Against 1...e5 (the main line), the classic plan is Nc3-g3-Bg2-d3-e4 — a King's Indian Attack setup or a slow Reversed Dragon. Against 1...c5 (Symmetrical), exchange the c-pawns only when it benefits you and aim to establish a knight on d5. The universal principle across all lines: use the c-pawn's advanced position to pressure d5 and support a later d4 break, which grabs the centre while Black is still organising.

71.7 million games, one key pattern

White scores 51.0% across 71,708,506 games — steady and consistent. The clearest practical lesson: 1...d5 is an inaccuracy (White 52.9% vs. the best 1...e5 at 51.4%), confirming that trying to grab central space too fast against the English backfires. Black's most equalising try is 1...Nf6 (White only 49.1%), keeping options open before committing to a structure.

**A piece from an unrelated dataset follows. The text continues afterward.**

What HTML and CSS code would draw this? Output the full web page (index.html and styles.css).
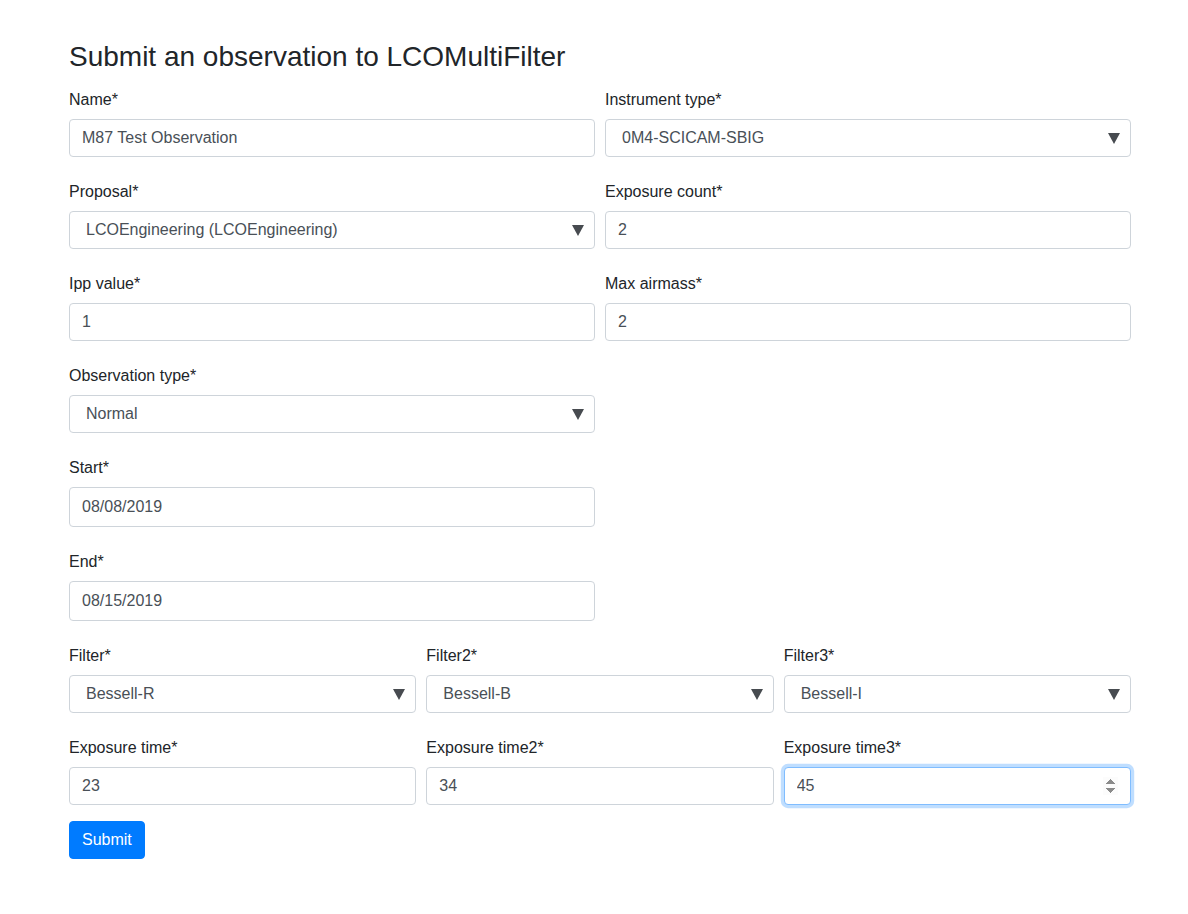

Results across 71,708,506 Lichess games

51.0%
4.0%
45.0%
■ White 51.0% ■ Draw 4.0% ■ Black 45.0%
Most-played continuationGamesWhite wins
e528,470,33951.4%
Nf68,859,97249.1%
c57,660,77351.0%
d56,853,29152.9%
e66,623,10150.7%
g63,798,31249.3%

Frequently asked questions

Is the English Opening good for beginners?

It's sound (+0.26) and avoids sharp theory, but it requires understanding of long-term positional plans. Beginners often find 1.e4 openings more concrete. That said, the Reversed Sicilian (after 1...e5) has clear patterns that aren't hard to learn.

What is the Reversed Sicilian?

After 1.c4 e5, White is playing a Sicilian Defense with the colours flipped — and with an extra tempo. Stockfish's best continuation starts with 1...e5, and White scores 51.4% across 28.5M games.

What is Black's best response to the English Opening?

By win-rate, 1...Nf6 is Black's most equalising move — White scores only 49.1% across 8.9M games. It keeps maximum flexibility before committing to a structure.

How does the English differ from 1.d4 openings?

1.d4 immediately stakes central ground; 1.c4 takes a flank square and keeps the option of d4 later. The English is generally slower to develop central tension, which gives White more time to set up the ideal pawn structure but requires more patience in the early middlegame.